Aim - Write every line out verbatim and omit the pictures.

-- BEGIN Collected material --

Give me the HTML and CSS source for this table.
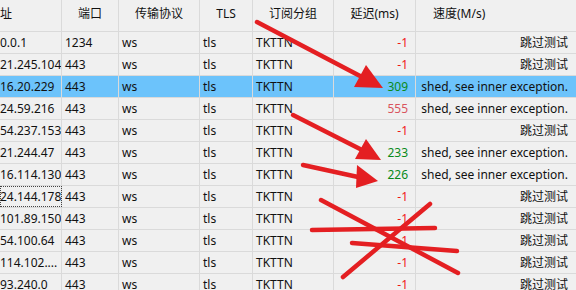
FILE: index.html
```html
<!DOCTYPE html>
<html lang="zh">
<head>
<meta charset="utf-8">
<title>Servers</title>
<link rel="stylesheet" href="styles.css">
</head>
<body>
<div class="view">
  <div class="grid">
    <div class="row head">
      <div class="cell c-addr">址</div>
      <div class="cell center">端口</div>
      <div class="cell center">传输协议</div>
      <div class="cell center">TLS</div>
      <div class="cell center">订阅分组</div>
      <div class="cell center">延迟(ms)</div>
      <div class="cell h-speed">速度(M/s)</div>
    </div>
    <div class="row">
      <div class="cell c-addr">0.0.1</div><div class="cell">1234</div><div class="cell">ws</div><div class="cell">tls</div><div class="cell">TKTTN</div><div class="cell num bad">-1</div><div class="cell num">跳过测试</div>
    </div>
    <div class="row">
      <div class="cell c-addr">21.245.104</div><div class="cell">443</div><div class="cell">ws</div><div class="cell">tls</div><div class="cell">TKTTN</div><div class="cell num bad">-1</div><div class="cell num">跳过测试</div>
    </div>
    <div class="row selected">
      <div class="cell c-addr">16.20.229</div><div class="cell">443</div><div class="cell">ws</div><div class="cell">tls</div><div class="cell">TKTTN</div><div class="cell num good">309</div><div class="cell num">shed, see inner exception.</div>
    </div>
    <div class="row">
      <div class="cell c-addr">24.59.216</div><div class="cell">443</div><div class="cell">ws</div><div class="cell">tls</div><div class="cell">TKTTN</div><div class="cell num slow">555</div><div class="cell num">shed, see inner exception.</div>
    </div>
    <div class="row">
      <div class="cell c-addr">54.237.153</div><div class="cell">443</div><div class="cell">ws</div><div class="cell">tls</div><div class="cell">TKTTN</div><div class="cell num bad">-1</div><div class="cell num">跳过测试</div>
    </div>
    <div class="row">
      <div class="cell c-addr">21.244.47</div><div class="cell">443</div><div class="cell">ws</div><div class="cell">tls</div><div class="cell">TKTTN</div><div class="cell num good">233</div><div class="cell num">shed, see inner exception.</div>
    </div>
    <div class="row">
      <div class="cell c-addr">16.114.130</div><div class="cell">443</div><div class="cell">ws</div><div class="cell">tls</div><div class="cell">TKTTN</div><div class="cell num good">226</div><div class="cell num">shed, see inner exception.</div>
    </div>
    <div class="row">
      <div class="cell c-addr focus">24.144.178</div><div class="cell">443</div><div class="cell">ws</div><div class="cell">tls</div><div class="cell">TKTTN</div><div class="cell num bad">-1</div><div class="cell num">跳过测试</div>
    </div>
    <div class="row">
      <div class="cell c-addr">101.89.150</div><div class="cell">443</div><div class="cell">ws</div><div class="cell">tls</div><div class="cell">TKTTN</div><div class="cell num bad">-1</div><div class="cell num">跳过测试</div>
    </div>
    <div class="row">
      <div class="cell c-addr">54.100.64</div><div class="cell">443</div><div class="cell">ws</div><div class="cell">tls</div><div class="cell">TKTTN</div><div class="cell num bad">-1</div><div class="cell num">跳过测试</div>
    </div>
    <div class="row">
      <div class="cell c-addr">114.102....</div><div class="cell">443</div><div class="cell">ws</div><div class="cell">tls</div><div class="cell">TKTTN</div><div class="cell num bad">-1</div><div class="cell num">跳过测试</div>
    </div>
    <div class="row">
      <div class="cell c-addr">93.240.0</div><div class="cell">443</div><div class="cell">ws</div><div class="cell">tls</div><div class="cell">TKTTN</div><div class="cell num bad">-1</div><div class="cell num">跳过测试</div>
    </div>
  </div>

  <svg class="marks" width="576" height="290" viewBox="0 0 576 290" xmlns="http://www.w3.org/2000/svg">
    <g stroke="#e41f22" stroke-width="4.5" stroke-linecap="round" fill="none">
      <line x1="257" y1="22" x2="362" y2="77"/>
      <line x1="293" y1="115" x2="362" y2="150"/>
      <line x1="303" y1="165" x2="358" y2="177"/>
      <line x1="321" y1="200" x2="458" y2="273"/>
      <line x1="343" y1="277" x2="430" y2="204"/>
      <line x1="312" y1="230" x2="435" y2="228"/>
      <line x1="352" y1="243" x2="457" y2="251"/>
    </g>
    <g fill="#e41f22">
      <polygon points="383,88 366,65 354,87"/>
      <polygon points="381,160 366,139 355,159"/>
      <polygon points="378,181 357,165 356,188"/>
    </g>
  </svg>
</div>
</body>
</html>
```

FILE: styles.css
```css
html, body {
  margin: 0;
  padding: 0;
  background: #f0f0f0;
}

body {
  width: 576px;
  height: 290px;
  overflow: hidden;
  font-family: "Segoe UI", "Noto Sans", "Noto Sans CJK SC", sans-serif;
  font-size: 12px;
  color: #111;
}

.view {
  position: relative;
  width: 576px;
  height: 290px;
  overflow: hidden;
}

.grid {
  display: flex;
  flex-direction: column;
  width: 600px;
}

.row {
  display: grid;
  grid-template-columns: 62px 57px 81px 53px 81px 82px 184px;
  height: 22px;
  border-bottom: 1px solid #dadada;
  box-sizing: border-box;
  background: #f0f0f0;
}

.row.head {
  height: 32px;
}

.row.selected {
  background: #6cc3fb;
}

.cell {
  display: flex;
  align-items: center;
  padding: 0 3px;
  border-right: 1px solid #dadada;
  white-space: nowrap;
  overflow: hidden;
  line-height: 16px;
}

.head .cell {
  align-items: flex-start;
  padding-top: 6px;
}

.cell.center {
  justify-content: center;
}

.cell.h-speed {
  padding-left: 17px;
}

.cell.c-addr {
  padding-left: 0;
}

.cell.focus {
  outline: 1px dotted #444;
  outline-offset: -1px;
}

.cell.num {
  justify-content: flex-end;
  padding-right: 7px;
}

.row .cell:last-child {
  padding-right: 31px;
}

.bad {
  color: #f01818;
}

.good {
  color: #0a8a1a;
}

.slow {
  color: #d9545e;
}

.marks {
  position: absolute;
  left: 0;
  top: 0;
  pointer-events: none;
}
```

-- END Collected material --

Solved problem -
Give me the HTML and CSS source for this table.
FILE: index.html
```html
<!DOCTYPE html>
<html lang="zh">
<head>
<meta charset="utf-8">
<title>Servers</title>
<link rel="stylesheet" href="styles.css">
</head>
<body>
<div class="view">
  <div class="grid">
    <div class="row head">
      <div class="cell c-addr">址</div>
      <div class="cell center">端口</div>
      <div class="cell center">传输协议</div>
      <div class="cell center">TLS</div>
      <div class="cell center">订阅分组</div>
      <div class="cell center">延迟(ms)</div>
      <div class="cell h-speed">速度(M/s)</div>
    </div>
    <div class="row">
      <div class="cell c-addr">0.0.1</div><div class="cell">1234</div><div class="cell">ws</div><div class="cell">tls</div><div class="cell">TKTTN</div><div class="cell num bad">-1</div><div class="cell num">跳过测试</div>
    </div>
    <div class="row">
      <div class="cell c-addr">21.245.104</div><div class="cell">443</div><div class="cell">ws</div><div class="cell">tls</div><div class="cell">TKTTN</div><div class="cell num bad">-1</div><div class="cell num">跳过测试</div>
    </div>
    <div class="row selected">
      <div class="cell c-addr">16.20.229</div><div class="cell">443</div><div class="cell">ws</div><div class="cell">tls</div><div class="cell">TKTTN</div><div class="cell num good">309</div><div class="cell num">shed, see inner exception.</div>
    </div>
    <div class="row">
      <div class="cell c-addr">24.59.216</div><div class="cell">443</div><div class="cell">ws</div><div class="cell">tls</div><div class="cell">TKTTN</div><div class="cell num slow">555</div><div class="cell num">shed, see inner exception.</div>
    </div>
    <div class="row">
      <div class="cell c-addr">54.237.153</div><div class="cell">443</div><div class="cell">ws</div><div class="cell">tls</div><div class="cell">TKTTN</div><div class="cell num bad">-1</div><div class="cell num">跳过测试</div>
    </div>
    <div class="row">
      <div class="cell c-addr">21.244.47</div><div class="cell">443</div><div class="cell">ws</div><div class="cell">tls</div><div class="cell">TKTTN</div><div class="cell num good">233</div><div class="cell num">shed, see inner exception.</div>
    </div>
    <div class="row">
      <div class="cell c-addr">16.114.130</div><div class="cell">443</div><div class="cell">ws</div><div class="cell">tls</div><div class="cell">TKTTN</div><div class="cell num good">226</div><div class="cell num">shed, see inner exception.</div>
    </div>
    <div class="row">
      <div class="cell c-addr focus">24.144.178</div><div class="cell">443</div><div class="cell">ws</div><div class="cell">tls</div><div class="cell">TKTTN</div><div class="cell num bad">-1</div><div class="cell num">跳过测试</div>
    </div>
    <div class="row">
      <div class="cell c-addr">101.89.150</div><div class="cell">443</div><div class="cell">ws</div><div class="cell">tls</div><div class="cell">TKTTN</div><div class="cell num bad">-1</div><div class="cell num">跳过测试</div>
    </div>
    <div class="row">
      <div class="cell c-addr">54.100.64</div><div class="cell">443</div><div class="cell">ws</div><div class="cell">tls</div><div class="cell">TKTTN</div><div class="cell num bad">-1</div><div class="cell num">跳过测试</div>
    </div>
    <div class="row">
      <div class="cell c-addr">114.102....</div><div class="cell">443</div><div class="cell">ws</div><div class="cell">tls</div><div class="cell">TKTTN</div><div class="cell num bad">-1</div><div class="cell num">跳过测试</div>
    </div>
    <div class="row">
      <div class="cell c-addr">93.240.0</div><div class="cell">443</div><div class="cell">ws</div><div class="cell">tls</div><div class="cell">TKTTN</div><div class="cell num bad">-1</div><div class="cell num">跳过测试</div>
    </div>
  </div>

  <svg class="marks" width="576" height="290" viewBox="0 0 576 290" xmlns="http://www.w3.org/2000/svg">
    <g stroke="#e41f22" stroke-width="4.5" stroke-linecap="round" fill="none">
      <line x1="257" y1="22" x2="362" y2="77"/>
      <line x1="293" y1="115" x2="362" y2="150"/>
      <line x1="303" y1="165" x2="358" y2="177"/>
      <line x1="321" y1="200" x2="458" y2="273"/>
      <line x1="343" y1="277" x2="430" y2="204"/>
      <line x1="312" y1="230" x2="435" y2="228"/>
      <line x1="352" y1="243" x2="457" y2="251"/>
    </g>
    <g fill="#e41f22">
      <polygon points="383,88 366,65 354,87"/>
      <polygon points="381,160 366,139 355,159"/>
      <polygon points="378,181 357,165 356,188"/>
    </g>
  </svg>
</div>
</body>
</html>
```

FILE: styles.css
```css
html, body {
  margin: 0;
  padding: 0;
  background: #f0f0f0;
}

body {
  width: 576px;
  height: 290px;
  overflow: hidden;
  font-family: "Segoe UI", "Noto Sans", "Noto Sans CJK SC", sans-serif;
  font-size: 12px;
  color: #111;
}

.view {
  position: relative;
  width: 576px;
  height: 290px;
  overflow: hidden;
}

.grid {
  display: flex;
  flex-direction: column;
  width: 600px;
}

.row {
  display: grid;
  grid-template-columns: 62px 57px 81px 53px 81px 82px 184px;
  height: 22px;
  border-bottom: 1px solid #dadada;
  box-sizing: border-box;
  background: #f0f0f0;
}

.row.head {
  height: 32px;
}

.row.selected {
  background: #6cc3fb;
}

.cell {
  display: flex;
  align-items: center;
  padding: 0 3px;
  border-right: 1px solid #dadada;
  white-space: nowrap;
  overflow: hidden;
  line-height: 16px;
}

.head .cell {
  align-items: flex-start;
  padding-top: 6px;
}

.cell.center {
  justify-content: center;
}

.cell.h-speed {
  padding-left: 17px;
}

.cell.c-addr {
  padding-left: 0;
}

.cell.focus {
  outline: 1px dotted #444;
  outline-offset: -1px;
}

.cell.num {
  justify-content: flex-end;
  padding-right: 7px;
}

.row .cell:last-child {
  padding-right: 31px;
}

.bad {
  color: #f01818;
}

.good {
  color: #0a8a1a;
}

.slow {
  color: #d9545e;
}

.marks {
  position: absolute;
  left: 0;
  top: 0;
  pointer-events: none;
}
```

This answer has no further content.